Steve and Tina Camera Tests (3:10; SD) – This is a self-explanatory featurette that shows the test shots of Carell and Fey to, as Levy explains, show the studio the esthetics he was going for in the movie. ** Blu-ray Exclusive **

Gag Reel (5:49; SD) – This is your typical collection of flubbed lines and when you have actors like Carell and Fey in there, you know there will be a ton of them.

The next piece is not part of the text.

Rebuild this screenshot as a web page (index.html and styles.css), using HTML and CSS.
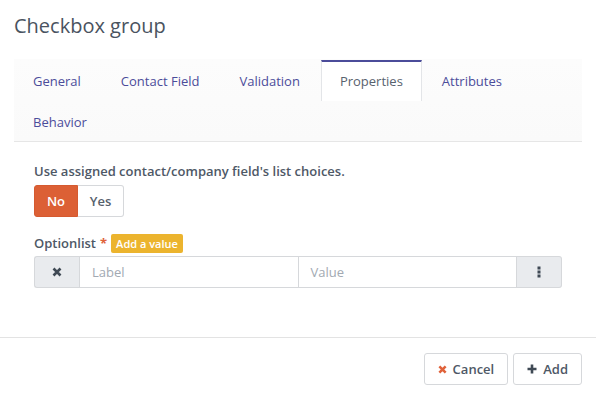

Live Lookup – This is the feature where, while the movie plays, you can look up info about the various members of the cast and crew via BD-Live which connects into IMDb. Personally, I never found this to be that valuable but others seem to enjoy it. Now, like I said in my opening for the features, I could not use this because my player was unable to load anything beyond the Theatrical Version/Extended Version options menu.** Blu-ray Exclusive **

Last up we get some fake PSAs (2:02; SD), the theatrical trailer (2:25; HD), a Digital Copy “How To” (3:35; SD) and the Digital Copy itself on a separate disc. Other than the PSAs, the rest are ** Blu-ray Exclusives **


Date Night makes its way onto Blu-ray with a nice looking 1080p high-def transfer. The movie is presented in its original 2.35 aspect ratio and while I can’t say this is an amazing look picture, I was on the whole satisfied with it. There’s a discernable amount of grain throughout – since most of the film was shot at night – providing some good detail levels while the black levels also look right.

Oddly enough, the 5.1 DTS-HD Master Audio track has a fair amount of range for a comedy. The first part of the movie is very much either dialogue or music/score but you do get a good mix during the film’s unique car chase scene half-way through as well as some gunplay here and there providing depth to the track.


Date Night excels thanks to the great chemistry between Steve Carell and Tina Fey because if it weren’t for them, this would have been a very forgettable comedy as a good portion of the movie really isn’t awfully funny but due to Carell and Fey’s adlibs, it does make it a film worthy of a rental.